-- START DATA LINES --

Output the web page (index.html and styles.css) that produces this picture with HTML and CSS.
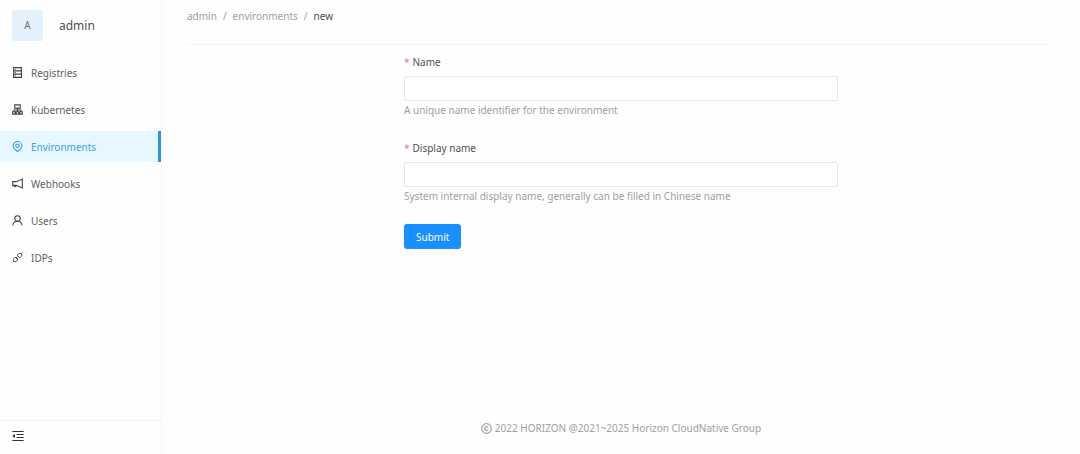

-- END DATA LINES --
-- START DATA LINES --

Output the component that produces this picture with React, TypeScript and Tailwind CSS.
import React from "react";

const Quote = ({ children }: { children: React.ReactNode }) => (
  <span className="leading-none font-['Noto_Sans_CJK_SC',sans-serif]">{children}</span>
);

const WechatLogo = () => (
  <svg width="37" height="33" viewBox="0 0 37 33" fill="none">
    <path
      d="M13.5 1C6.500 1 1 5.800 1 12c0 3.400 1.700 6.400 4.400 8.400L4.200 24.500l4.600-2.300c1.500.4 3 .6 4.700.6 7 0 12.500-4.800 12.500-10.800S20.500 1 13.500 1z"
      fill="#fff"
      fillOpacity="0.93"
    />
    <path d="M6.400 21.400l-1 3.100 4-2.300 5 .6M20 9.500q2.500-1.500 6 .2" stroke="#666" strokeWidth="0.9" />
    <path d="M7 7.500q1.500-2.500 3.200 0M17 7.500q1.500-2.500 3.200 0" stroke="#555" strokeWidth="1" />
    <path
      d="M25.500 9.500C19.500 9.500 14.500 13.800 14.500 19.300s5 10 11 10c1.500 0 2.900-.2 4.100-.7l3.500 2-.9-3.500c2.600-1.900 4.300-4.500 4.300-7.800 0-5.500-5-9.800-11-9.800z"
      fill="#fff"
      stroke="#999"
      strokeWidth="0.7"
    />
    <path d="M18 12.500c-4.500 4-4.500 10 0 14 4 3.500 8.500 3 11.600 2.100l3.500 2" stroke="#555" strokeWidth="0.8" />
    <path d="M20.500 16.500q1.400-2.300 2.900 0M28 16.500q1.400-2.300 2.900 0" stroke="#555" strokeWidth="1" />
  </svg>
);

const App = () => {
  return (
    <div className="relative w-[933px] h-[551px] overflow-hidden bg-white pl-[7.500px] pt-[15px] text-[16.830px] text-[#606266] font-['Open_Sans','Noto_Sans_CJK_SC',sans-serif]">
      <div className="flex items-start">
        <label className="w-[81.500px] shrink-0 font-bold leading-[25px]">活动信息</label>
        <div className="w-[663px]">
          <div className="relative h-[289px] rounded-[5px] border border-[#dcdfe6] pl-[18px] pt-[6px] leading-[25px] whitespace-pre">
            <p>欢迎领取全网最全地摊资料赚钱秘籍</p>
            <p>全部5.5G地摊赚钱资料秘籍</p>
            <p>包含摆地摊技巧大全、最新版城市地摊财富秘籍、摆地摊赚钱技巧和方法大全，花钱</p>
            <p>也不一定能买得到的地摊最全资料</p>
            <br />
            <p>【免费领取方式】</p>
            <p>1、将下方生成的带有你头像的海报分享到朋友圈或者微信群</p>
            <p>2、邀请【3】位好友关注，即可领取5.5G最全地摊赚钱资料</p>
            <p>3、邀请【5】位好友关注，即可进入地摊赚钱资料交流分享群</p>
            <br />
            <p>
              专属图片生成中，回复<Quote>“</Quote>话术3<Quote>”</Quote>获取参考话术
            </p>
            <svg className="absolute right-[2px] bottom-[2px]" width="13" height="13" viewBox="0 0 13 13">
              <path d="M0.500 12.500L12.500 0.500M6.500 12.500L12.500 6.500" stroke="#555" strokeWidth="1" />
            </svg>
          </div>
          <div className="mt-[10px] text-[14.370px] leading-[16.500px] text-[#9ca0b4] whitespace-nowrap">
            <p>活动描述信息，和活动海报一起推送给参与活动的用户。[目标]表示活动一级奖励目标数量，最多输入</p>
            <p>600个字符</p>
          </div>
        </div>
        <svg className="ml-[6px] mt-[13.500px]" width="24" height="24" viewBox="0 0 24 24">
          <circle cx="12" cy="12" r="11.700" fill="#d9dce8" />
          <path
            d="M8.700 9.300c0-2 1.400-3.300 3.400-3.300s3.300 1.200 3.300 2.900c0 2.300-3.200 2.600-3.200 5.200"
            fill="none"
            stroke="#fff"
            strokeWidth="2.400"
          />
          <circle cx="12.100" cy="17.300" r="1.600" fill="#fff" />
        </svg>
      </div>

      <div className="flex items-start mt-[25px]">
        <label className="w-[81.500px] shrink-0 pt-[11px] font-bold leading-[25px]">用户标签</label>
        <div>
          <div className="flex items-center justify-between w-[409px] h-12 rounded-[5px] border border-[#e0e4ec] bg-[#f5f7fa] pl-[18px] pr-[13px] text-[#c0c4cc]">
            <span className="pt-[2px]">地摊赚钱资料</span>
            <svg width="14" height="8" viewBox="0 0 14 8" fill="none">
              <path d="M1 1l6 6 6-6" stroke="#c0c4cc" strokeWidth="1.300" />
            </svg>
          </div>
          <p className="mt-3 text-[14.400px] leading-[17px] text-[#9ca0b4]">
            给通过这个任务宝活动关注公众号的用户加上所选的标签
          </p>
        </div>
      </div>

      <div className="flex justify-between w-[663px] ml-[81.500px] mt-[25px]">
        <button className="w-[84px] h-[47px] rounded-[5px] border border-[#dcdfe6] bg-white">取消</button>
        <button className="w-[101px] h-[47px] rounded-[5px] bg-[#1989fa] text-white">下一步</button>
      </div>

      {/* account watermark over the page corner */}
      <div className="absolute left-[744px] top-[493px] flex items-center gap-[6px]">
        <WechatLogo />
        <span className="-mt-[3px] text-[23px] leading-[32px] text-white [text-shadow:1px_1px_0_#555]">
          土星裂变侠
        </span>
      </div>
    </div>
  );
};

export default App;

-- END DATA LINES --
-- START DATA LINES --

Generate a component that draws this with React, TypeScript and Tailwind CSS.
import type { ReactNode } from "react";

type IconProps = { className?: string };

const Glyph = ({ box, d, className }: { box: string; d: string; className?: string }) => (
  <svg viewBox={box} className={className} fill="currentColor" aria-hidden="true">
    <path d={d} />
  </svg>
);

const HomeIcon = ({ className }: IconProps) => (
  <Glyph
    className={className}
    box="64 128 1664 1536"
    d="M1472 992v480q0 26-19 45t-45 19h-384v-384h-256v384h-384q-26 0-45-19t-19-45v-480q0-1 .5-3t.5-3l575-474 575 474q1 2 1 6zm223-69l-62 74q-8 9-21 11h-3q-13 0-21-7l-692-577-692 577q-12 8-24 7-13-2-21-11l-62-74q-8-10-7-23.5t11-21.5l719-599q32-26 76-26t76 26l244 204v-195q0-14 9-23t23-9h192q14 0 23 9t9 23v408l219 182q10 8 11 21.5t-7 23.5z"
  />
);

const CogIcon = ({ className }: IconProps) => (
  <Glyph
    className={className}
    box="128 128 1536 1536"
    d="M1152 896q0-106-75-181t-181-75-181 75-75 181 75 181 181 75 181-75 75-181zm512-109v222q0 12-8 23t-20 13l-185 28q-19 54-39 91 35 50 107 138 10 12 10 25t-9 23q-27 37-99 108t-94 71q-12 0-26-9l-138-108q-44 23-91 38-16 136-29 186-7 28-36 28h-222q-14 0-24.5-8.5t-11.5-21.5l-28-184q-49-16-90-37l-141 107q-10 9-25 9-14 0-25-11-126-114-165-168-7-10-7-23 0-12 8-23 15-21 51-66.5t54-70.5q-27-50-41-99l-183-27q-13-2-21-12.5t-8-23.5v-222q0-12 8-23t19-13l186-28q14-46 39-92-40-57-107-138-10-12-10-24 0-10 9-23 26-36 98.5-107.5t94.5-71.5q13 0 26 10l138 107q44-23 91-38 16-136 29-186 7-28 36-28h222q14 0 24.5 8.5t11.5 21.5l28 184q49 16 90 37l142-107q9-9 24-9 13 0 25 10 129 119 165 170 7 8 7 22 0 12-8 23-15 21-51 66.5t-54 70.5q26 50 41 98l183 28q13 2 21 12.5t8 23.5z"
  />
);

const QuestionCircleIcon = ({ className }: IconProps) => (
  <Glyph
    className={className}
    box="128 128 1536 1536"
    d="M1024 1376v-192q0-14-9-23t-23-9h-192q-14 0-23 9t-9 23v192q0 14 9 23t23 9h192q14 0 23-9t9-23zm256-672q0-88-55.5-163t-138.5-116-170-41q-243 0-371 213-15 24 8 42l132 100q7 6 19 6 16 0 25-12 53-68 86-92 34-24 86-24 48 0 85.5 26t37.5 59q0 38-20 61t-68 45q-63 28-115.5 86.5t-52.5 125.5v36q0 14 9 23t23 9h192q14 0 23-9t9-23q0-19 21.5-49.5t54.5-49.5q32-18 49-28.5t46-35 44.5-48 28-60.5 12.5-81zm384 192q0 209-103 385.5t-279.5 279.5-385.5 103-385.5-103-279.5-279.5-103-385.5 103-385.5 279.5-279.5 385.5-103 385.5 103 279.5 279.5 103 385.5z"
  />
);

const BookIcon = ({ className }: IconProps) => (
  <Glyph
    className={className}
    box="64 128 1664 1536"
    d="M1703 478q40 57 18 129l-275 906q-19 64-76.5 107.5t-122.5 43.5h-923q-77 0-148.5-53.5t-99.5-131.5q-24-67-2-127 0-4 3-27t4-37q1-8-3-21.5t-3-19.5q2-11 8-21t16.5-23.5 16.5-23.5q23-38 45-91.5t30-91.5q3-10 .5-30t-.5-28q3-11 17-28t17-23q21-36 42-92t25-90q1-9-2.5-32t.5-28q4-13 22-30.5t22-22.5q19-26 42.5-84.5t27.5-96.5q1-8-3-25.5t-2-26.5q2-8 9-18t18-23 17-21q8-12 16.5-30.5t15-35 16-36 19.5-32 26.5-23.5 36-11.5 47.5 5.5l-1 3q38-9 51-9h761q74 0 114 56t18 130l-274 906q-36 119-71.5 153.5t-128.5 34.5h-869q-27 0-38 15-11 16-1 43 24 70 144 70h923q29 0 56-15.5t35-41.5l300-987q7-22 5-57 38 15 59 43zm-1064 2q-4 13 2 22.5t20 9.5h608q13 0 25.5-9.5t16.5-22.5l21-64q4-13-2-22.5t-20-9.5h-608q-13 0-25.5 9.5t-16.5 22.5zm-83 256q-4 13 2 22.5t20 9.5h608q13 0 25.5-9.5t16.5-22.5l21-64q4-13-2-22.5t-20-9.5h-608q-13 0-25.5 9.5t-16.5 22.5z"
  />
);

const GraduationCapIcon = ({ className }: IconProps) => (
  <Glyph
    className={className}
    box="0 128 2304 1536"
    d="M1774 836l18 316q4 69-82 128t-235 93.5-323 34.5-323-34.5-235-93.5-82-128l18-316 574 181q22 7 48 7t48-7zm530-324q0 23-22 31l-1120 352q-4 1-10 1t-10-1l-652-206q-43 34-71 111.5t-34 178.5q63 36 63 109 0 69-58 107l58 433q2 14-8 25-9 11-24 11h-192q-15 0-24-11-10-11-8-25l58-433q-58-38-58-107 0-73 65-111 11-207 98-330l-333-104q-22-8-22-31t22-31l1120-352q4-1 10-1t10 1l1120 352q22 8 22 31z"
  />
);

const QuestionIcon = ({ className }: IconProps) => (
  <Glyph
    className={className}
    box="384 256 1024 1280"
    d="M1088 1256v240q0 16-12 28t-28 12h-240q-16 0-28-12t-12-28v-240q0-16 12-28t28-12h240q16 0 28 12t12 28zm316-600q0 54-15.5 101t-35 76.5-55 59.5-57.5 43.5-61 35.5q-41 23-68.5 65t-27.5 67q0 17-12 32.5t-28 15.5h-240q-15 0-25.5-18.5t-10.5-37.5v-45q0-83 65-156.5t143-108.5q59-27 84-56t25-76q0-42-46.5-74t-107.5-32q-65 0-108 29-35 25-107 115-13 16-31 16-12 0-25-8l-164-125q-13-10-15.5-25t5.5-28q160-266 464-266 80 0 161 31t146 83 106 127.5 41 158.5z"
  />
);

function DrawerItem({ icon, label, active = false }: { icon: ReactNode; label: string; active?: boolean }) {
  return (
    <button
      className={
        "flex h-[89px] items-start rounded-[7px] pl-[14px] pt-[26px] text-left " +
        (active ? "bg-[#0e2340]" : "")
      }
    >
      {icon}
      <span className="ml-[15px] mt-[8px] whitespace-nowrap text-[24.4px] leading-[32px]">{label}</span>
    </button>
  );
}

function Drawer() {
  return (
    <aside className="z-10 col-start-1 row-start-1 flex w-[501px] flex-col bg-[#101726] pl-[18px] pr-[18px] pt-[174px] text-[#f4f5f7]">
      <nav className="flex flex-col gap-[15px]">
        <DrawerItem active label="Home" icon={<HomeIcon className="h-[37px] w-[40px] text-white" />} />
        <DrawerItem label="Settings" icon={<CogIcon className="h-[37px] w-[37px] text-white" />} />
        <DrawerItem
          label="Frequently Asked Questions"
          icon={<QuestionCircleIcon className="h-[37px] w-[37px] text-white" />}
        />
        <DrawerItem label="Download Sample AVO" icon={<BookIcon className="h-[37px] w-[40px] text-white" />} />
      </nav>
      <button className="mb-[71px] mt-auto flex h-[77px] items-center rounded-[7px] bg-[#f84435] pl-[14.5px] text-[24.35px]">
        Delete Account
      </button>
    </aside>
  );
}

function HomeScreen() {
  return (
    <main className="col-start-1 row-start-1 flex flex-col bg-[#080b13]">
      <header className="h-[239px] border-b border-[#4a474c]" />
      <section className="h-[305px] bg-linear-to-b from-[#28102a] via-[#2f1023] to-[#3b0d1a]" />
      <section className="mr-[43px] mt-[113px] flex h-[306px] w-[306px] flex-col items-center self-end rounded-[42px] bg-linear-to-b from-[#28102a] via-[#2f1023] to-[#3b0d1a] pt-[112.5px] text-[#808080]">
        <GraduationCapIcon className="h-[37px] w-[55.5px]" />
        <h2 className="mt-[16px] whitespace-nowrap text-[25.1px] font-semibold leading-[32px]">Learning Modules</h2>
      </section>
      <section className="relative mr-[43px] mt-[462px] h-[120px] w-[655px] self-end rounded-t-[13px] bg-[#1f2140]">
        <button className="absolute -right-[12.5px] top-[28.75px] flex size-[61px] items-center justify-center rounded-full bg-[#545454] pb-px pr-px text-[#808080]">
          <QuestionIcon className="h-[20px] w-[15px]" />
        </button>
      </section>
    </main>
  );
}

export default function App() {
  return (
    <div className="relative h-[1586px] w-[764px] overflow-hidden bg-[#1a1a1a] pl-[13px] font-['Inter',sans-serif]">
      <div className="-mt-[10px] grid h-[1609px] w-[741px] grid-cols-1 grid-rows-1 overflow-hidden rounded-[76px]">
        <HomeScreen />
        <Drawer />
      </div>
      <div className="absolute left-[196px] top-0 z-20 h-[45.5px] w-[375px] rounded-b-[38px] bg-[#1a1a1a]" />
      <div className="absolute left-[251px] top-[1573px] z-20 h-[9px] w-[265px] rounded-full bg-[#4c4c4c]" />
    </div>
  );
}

-- END DATA LINES --

▶ _TASK TO COMPLETE_: Your task is to collect every line above that contains the word "produces".

▶ _SOLUTION TO THIS TASK_:
Output the web page (index.html and styles.css) that produces this picture with HTML and CSS.
Output the component that produces this picture with React, TypeScript and Tailwind CSS.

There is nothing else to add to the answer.